### WHAT YOU HAVE TO DO
Reproduce every line of the material below, but drop the pictures.

»»

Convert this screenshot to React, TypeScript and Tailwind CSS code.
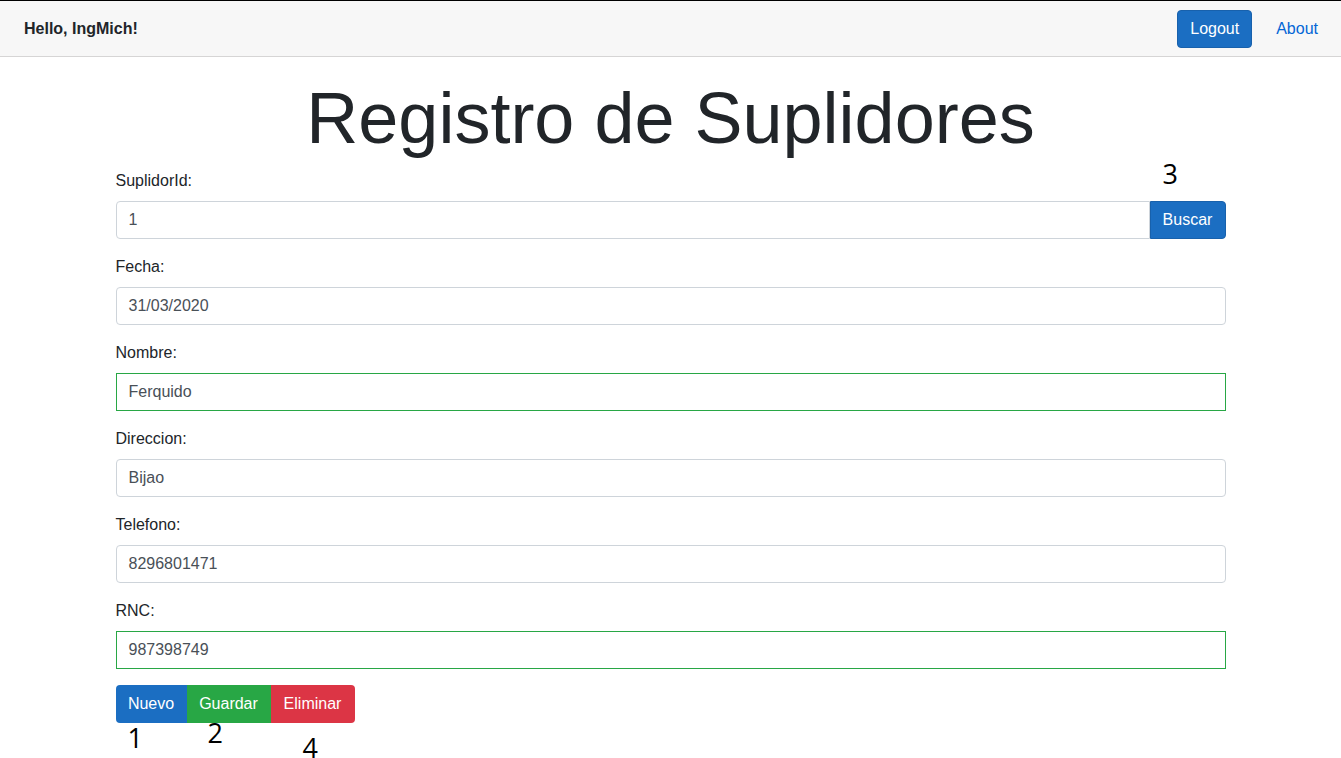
import React from "react";

const font = { fontFamily: '"Liberation Sans", Arial, Helvetica, sans-serif' };
const anno = { fontFamily: '"Open Sans", "Noto Sans", sans-serif' };

function Field({ label, value, green }: { label: string; value: string; green?: boolean }) {
  return (
    <div className="mb-4">
      <label className="block mb-2 text-[16px] leading-6 text-[#212529]">{label}</label>
      <div
        className={
          "h-[38px] w-full flex items-center px-3 text-[16px] text-[#495057] bg-white border border-[#ced4da] rounded " +
          (green ? "outline outline-1 outline-[#28a745] -outline-offset-1 rounded-none" : "")
        }
      >
        {value}
      </div>
    </div>
  );
}

export default function App() {
  return (
    <div className="min-h-screen bg-white text-[#212529]" style={font}>
      <div className="h-[57px] border-t border-black bg-[#f7f7f7] border-b border-b-[#d6d5d5] flex items-center pl-6 pr-[23px]">
        <span className="font-bold text-[16px]">Hello, IngMich!</span>
        <div className="ml-auto flex items-center">
          <button className="h-[38px] px-3 rounded bg-[#1b6ec2] border border-[#1861ac] text-white text-[16px]">Logout</button>
          <a className="ml-6 text-[16px] text-[#0366d6]">About</a>
        </div>
      </div>
      <div className="w-[1110px] mx-auto pt-[18px] relative">
        <h1 className="text-center text-[72px] leading-[1.2] font-light mb-2">Registro de Suplidores</h1>
        <div className="mb-4 relative">
          <label className="block mb-2 text-[16px] leading-6">SuplidorId:</label>
          <span className="absolute left-[1047px] top-[-15px] text-[27px] leading-[40px] text-black" style={anno}>3</span>
          <div className="flex h-[38px]">
            <div className="flex-1 flex items-center px-3 text-[16px] text-[#495057] border border-[#ced4da] rounded-l">1</div>
            <button className="w-[76px] bg-[#1b6ec2] border border-[#1861ac] text-white text-[16px] rounded-r">Buscar</button>
          </div>
        </div>
        <Field label="Fecha:" value="31/03/2020" />
        <Field label="Nombre:" value="Ferquido" green />
        <Field label="Direccion:" value="Bijao" />
        <Field label="Telefono:" value="8296801471" />
        <Field label="RNC:" value="987398749" green />
        <div className="relative flex h-[38px]">
          <button className="w-[71px] bg-[#1b6ec2] text-white text-[16px] rounded-l">Nuevo</button>
          <button className="w-[84px] bg-[#28a745] text-white text-[16px]">Guardar</button>
          <button className="w-[84px] bg-[#dc3545] text-white text-[16px] rounded-r">Eliminar</button>
          <span className="absolute left-[12px] top-[33px] text-[27px] leading-[40px] text-black" style={anno}>1</span>
          <span className="absolute left-[92px] top-[28px] text-[27px] leading-[40px] text-black" style={anno}>2</span>
          <span className="absolute left-[187px] top-[43px] text-[27px] leading-[40px] text-black" style={anno}>4</span>
        </div>
      </div>
    </div>
  );
}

««

### REPLY TO THE TASK
Convert this screenshot to React, TypeScript and Tailwind CSS code.
import React from "react";

const font = { fontFamily: '"Liberation Sans", Arial, Helvetica, sans-serif' };
const anno = { fontFamily: '"Open Sans", "Noto Sans", sans-serif' };

function Field({ label, value, green }: { label: string; value: string; green?: boolean }) {
  return (
    <div className="mb-4">
      <label className="block mb-2 text-[16px] leading-6 text-[#212529]">{label}</label>
      <div
        className={
          "h-[38px] w-full flex items-center px-3 text-[16px] text-[#495057] bg-white border border-[#ced4da] rounded " +
          (green ? "outline outline-1 outline-[#28a745] -outline-offset-1 rounded-none" : "")
        }
      >
        {value}
      </div>
    </div>
  );
}

export default function App() {
  return (
    <div className="min-h-screen bg-white text-[#212529]" style={font}>
      <div className="h-[57px] border-t border-black bg-[#f7f7f7] border-b border-b-[#d6d5d5] flex items-center pl-6 pr-[23px]">
        <span className="font-bold text-[16px]">Hello, IngMich!</span>
        <div className="ml-auto flex items-center">
          <button className="h-[38px] px-3 rounded bg-[#1b6ec2] border border-[#1861ac] text-white text-[16px]">Logout</button>
          <a className="ml-6 text-[16px] text-[#0366d6]">About</a>
        </div>
      </div>
      <div className="w-[1110px] mx-auto pt-[18px] relative">
        <h1 className="text-center text-[72px] leading-[1.2] font-light mb-2">Registro de Suplidores</h1>
        <div className="mb-4 relative">
          <label className="block mb-2 text-[16px] leading-6">SuplidorId:</label>
          <span className="absolute left-[1047px] top-[-15px] text-[27px] leading-[40px] text-black" style={anno}>3</span>
          <div className="flex h-[38px]">
            <div className="flex-1 flex items-center px-3 text-[16px] text-[#495057] border border-[#ced4da] rounded-l">1</div>
            <button className="w-[76px] bg-[#1b6ec2] border border-[#1861ac] text-white text-[16px] rounded-r">Buscar</button>
          </div>
        </div>
        <Field label="Fecha:" value="31/03/2020" />
        <Field label="Nombre:" value="Ferquido" green />
        <Field label="Direccion:" value="Bijao" />
        <Field label="Telefono:" value="8296801471" />
        <Field label="RNC:" value="987398749" green />
        <div className="relative flex h-[38px]">
          <button className="w-[71px] bg-[#1b6ec2] text-white text-[16px] rounded-l">Nuevo</button>
          <button className="w-[84px] bg-[#28a745] text-white text-[16px]">Guardar</button>
          <button className="w-[84px] bg-[#dc3545] text-white text-[16px] rounded-r">Eliminar</button>
          <span className="absolute left-[12px] top-[33px] text-[27px] leading-[40px] text-black" style={anno}>1</span>
          <span className="absolute left-[92px] top-[28px] text-[27px] leading-[40px] text-black" style={anno}>2</span>
          <span className="absolute left-[187px] top-[43px] text-[27px] leading-[40px] text-black" style={anno}>4</span>
        </div>
      </div>
    </div>
  );
}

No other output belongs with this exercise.